Many manufacturers think they’re too small to benefit from Industry 4.0 technology but they’re wrong. We employ 30 people and have a turnover of £2 million.

Sharing Knowledge

I’m keen to share my experiences and my successes and I’ve become a Fellow on the IN4.0 ACCESS disruptive innovation accelerator to support others on their Industry 4.0 journey.

IN4.0 ACCESS offers what I looked for 10 years ago; the opportunity to work alongside other manufacturers and experience peer to peer learning, making that leap into technology disruption feel like a manageable step.

I’ve learned that, to be robust for the future, it’s not about making a single change, but a whole series of changes that are ultimately driven by a shift in leadership and mindset.

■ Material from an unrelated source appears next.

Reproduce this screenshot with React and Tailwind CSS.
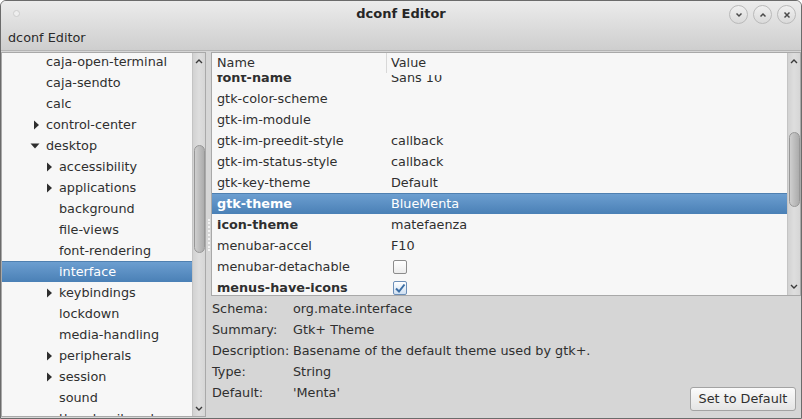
import React from "react";

const treeItems = [
  { name: "caja-open-terminal", depth: 1 },
  { name: "caja-sendto", depth: 1 },
  { name: "calc", depth: 1 },
  { name: "control-center", depth: 1, arrow: "closed" },
  { name: "desktop", depth: 1, arrow: "open" },
  { name: "accessibility", depth: 2, arrow: "closed" },
  { name: "applications", depth: 2, arrow: "closed" },
  { name: "background", depth: 2 },
  { name: "file-views", depth: 2 },
  { name: "font-rendering", depth: 2 },
  { name: "interface", depth: 2, selected: true },
  { name: "keybindings", depth: 2, arrow: "closed" },
  { name: "lockdown", depth: 2 },
  { name: "media-handling", depth: 2 },
  { name: "peripherals", depth: 2, arrow: "closed" },
  { name: "session", depth: 2, arrow: "closed" },
  { name: "sound", depth: 2 },
  { name: "thumbnail-cache", depth: 2 },
];

const keys = [
  { name: "font-name", value: "Sans 10", bold: true },
  { name: "gtk-color-scheme", value: "" },
  { name: "gtk-im-module", value: "" },
  { name: "gtk-im-preedit-style", value: "callback" },
  { name: "gtk-im-status-style", value: "callback" },
  { name: "gtk-key-theme", value: "Default" },
  { name: "gtk-theme", value: "BlueMenta", bold: true, selected: true },
  { name: "icon-theme", value: "matefaenza", bold: true },
  { name: "menubar-accel", value: "F10" },
  { name: "menubar-detachable", check: false },
  { name: "menus-have-icons", check: true, bold: true },
];

const info = [
  ["Schema:", "org.mate.interface"],
  ["Summary:", "Gtk+ Theme"],
  ["Description:", "Basename of the default theme used by gtk+."],
  ["Type:", "String"],
  ["Default:", "'Menta'"],
];

function Arrow({ kind }) {
  if (!kind) return null;
  return (
    <svg width="10" height="10" viewBox="0 0 10 10" className="-ml-[3px]">
      {kind === "closed" ? (
        <polygon points="4,0.5 9,5 4,9.5" fill="#2e2e2e" />
      ) : (
        <polygon points="0.5,2.5 9.5,2.5 5,7.5" fill="#2e2e2e" />
      )}
    </svg>
  );
}

function Chevron({ up }) {
  return (
    <svg width="8" height="5" viewBox="0 0 8 5">
      <path d={up ? "M1 4 L4 1 L7 4" : "M1 1 L4 4 L7 1"} fill="none" stroke="#3a3a3a" strokeWidth="1.4" />
    </svg>
  );
}

function Scrollbar({ thumbTop, thumbHeight, downHeight }) {
  return (
    <div className="w-[13px] flex flex-col items-center bg-gradient-to-r from-[#d2d2d2] via-[#dedede] to-[#d6d6d6] border-l border-[#c4c4c4]">
      <div className="h-[16px] flex items-center justify-center">
        <Chevron up />
      </div>
      <div
        className="w-[11px] rounded-[6px] border border-[#979797] bg-gradient-to-r from-[#cfcfcf] via-[#bdbdbd] to-[#acacac]"
        style={{ marginTop: thumbTop, height: thumbHeight }}
      />
      <div className="flex-1" />
      <div className="flex items-center justify-center" style={{ height: downHeight }}>
        <Chevron />
      </div>
    </div>
  );
}

function Checkbox({ checked }) {
  return (
    <div
      className={
        "ml-[2px] w-[14px] h-[14px] rounded-[2px] border flex items-center justify-center " +
        (checked
          ? "border-[#6c8fb8] bg-gradient-to-b from-[#ffffff] to-[#cfe0f2]"
          : "border-[#8c8c8c] bg-gradient-to-b from-[#ffffff] to-[#ececec]")
      }
    >
      {checked && (
        <svg width="12" height="12" viewBox="0 0 12 12">
          <path d="M2 6.5 L5 9.5 L10.5 2.5" fill="none" stroke="#3b6ea5" strokeWidth="2" />
        </svg>
      )}
    </div>
  );
}

function TitleButton({ children }) {
  return (
    <div className="w-[19px] h-[19px] rounded-full border border-[#b9b9b9] bg-gradient-to-b from-[#f0f0f0] to-[#dadada] flex items-center justify-center">
      {children}
    </div>
  );
}

export default function App() {
  return (
    <div
      className="w-[802px] h-[419px] border border-[#6b6b6b] rounded-t-[6px] bg-[#d6d6d6] flex flex-col overflow-hidden text-[12.8px] text-[#2f2f2f]"
      style={{ fontFamily: "'DejaVu Sans', 'Liberation Sans', sans-serif" }}
    >
      {/* title bar + menu bar */}
      <div className="h-[50px] flex flex-col bg-gradient-to-b from-[#ececec] to-[#cecece] border-b border-[#b4b4b4]">
        <div className="h-[25px] grid grid-cols-[1fr_auto_1fr] items-center">
          <div className="pl-[12px]">
            <div className="w-[7px] h-[7px] rounded-full bg-[#eeeeee] border border-[#cdcdcd]" />
          </div>
          <div className="font-bold text-[13px] text-[#262626] pt-[1px]">dconf Editor</div>
          <div className="flex justify-end gap-[5px] pr-[5px] pt-[2px]">
            <TitleButton>
              <svg width="8" height="6" viewBox="0 0 8 6">
                <path d="M1.5 1.5 L4 4 L6.5 1.5" fill="none" stroke="#4a4a4a" strokeWidth="1.5" />
              </svg>
            </TitleButton>
            <TitleButton>
              <svg width="8" height="6" viewBox="0 0 8 6">
                <path d="M1.5 4.5 L4 2 L6.5 4.5" fill="none" stroke="#4a4a4a" strokeWidth="1.5" />
              </svg>
            </TitleButton>
            <TitleButton>
              <svg width="8" height="8" viewBox="0 0 8 8">
                <path d="M1.5 1.5 L6.5 6.5 M6.5 1.5 L1.5 6.5" fill="none" stroke="#4a4a4a" strokeWidth="1.5" />
              </svg>
            </TitleButton>
          </div>
        </div>
        <div className="flex-1 flex items-center pl-[7px] text-[#2a2a2a]">dconf Editor</div>
      </div>

      {/* body */}
      <div className="flex-1 flex pt-[1px] pb-[1px] min-h-0">
        {/* left tree */}
        <div className="w-[205px] border border-[#a9a9a9] flex bg-[#f7f7f7] min-h-0">
          <div className="flex-1 overflow-hidden">
            <div className="-mt-[2px]">
              {treeItems.map((it) => (
                <div
                  key={it.name}
                  className={
                    "h-[21px] flex items-center whitespace-nowrap " +
                    (it.selected
                      ? "bg-gradient-to-b from-[#6c9ed0] to-[#4a80b6] text-white border-t border-[#4f80b0]"
                      : "")
                  }
                >
                  <div className={it.depth === 1 ? "w-[31px]" : "w-[44px]"} />
                  <div className="w-[13px] flex items-center">
                    <Arrow kind={it.arrow} />
                  </div>
                  <span>{it.name}</span>
                </div>
              ))}
            </div>
          </div>
          <Scrollbar thumbTop={76} thumbHeight={108} downHeight={16} />
        </div>

        {/* pane handle */}
        <div className="w-[5px] flex flex-col items-center justify-center">
          <div className="h-[32px] w-[2px] border-l-2 border-dotted border-[#f4f4f4]" />
        </div>

        {/* right column */}
        <div className="flex-1 flex flex-col min-w-0">
          <div className="h-[244px] border border-[#a9a9a9] flex bg-[#f7f7f7]">
            <div className="flex-1 flex flex-col overflow-hidden">
              <div className="h-[22px] pb-[2px] flex items-center shrink-0 relative z-10 bg-[#f7f7f7]">
                <div className="w-[175px] pl-[5px] border-r border-[#d8d8d8] h-full flex items-center">Name</div>
                <div className="pl-[4px]">Value</div>
              </div>
              <div className="-mt-[8px]">
                {keys.map((k) => (
                  <div
                    key={k.name}
                    className={
                      "h-[21px] flex items-center whitespace-nowrap " +
                      (k.selected
                        ? "bg-gradient-to-b from-[#6c9ed0] to-[#4a80b6] text-white border-t border-[#4f80b0]"
                        : "")
                    }
                  >
                    <div className={"w-[175px] pl-[5px] " + (k.bold ? "font-bold" : "")}>{k.name}</div>
                    <div className="pl-[4px] flex items-center">
                      {"check" in k ? <Checkbox checked={k.check} /> : k.value}
                    </div>
                  </div>
                ))}
              </div>
            </div>
            <Scrollbar thumbTop={63} thumbHeight={75} downHeight={18} />
          </div>

          {/* info panel */}
          <div className="flex-1 flex justify-between">
            <div className="pt-[2px] pl-[1px]">
              {info.map(([label, value]) => (
                <div key={label} className="h-[21px] flex items-center whitespace-nowrap">
                  <div className="w-[81px]">{label}</div>
                  <div>{value}</div>
                </div>
              ))}
            </div>
            <button className="self-end mb-[6px] mr-[5px] w-[106px] h-[24px] rounded-[3px] border border-[#a3a3a3] bg-gradient-to-b from-[#fbfbfb] to-[#e4e4e4] text-[#2f2f2f] flex items-center justify-center">
              Set to Default
            </button>
          </div>
        </div>
      </div>
    </div>
  );
}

Disruptive leadership coaching is a key element of the IN4.0 ACCESS programme and I know I’d have benefited from something like that all those years ago. The sessions are led by entrepreneurs who understand the world of the SME.  

I’m excited to work with other manufacturers in the North West and show them how to adopt cutting edge technology in an affordable way, with maximum return for their business.

I’ve heard some company owners say they can’t afford to invest in Industry 4.0 but, in my experience, you can’t afford not to. We simply wouldn’t be here without it!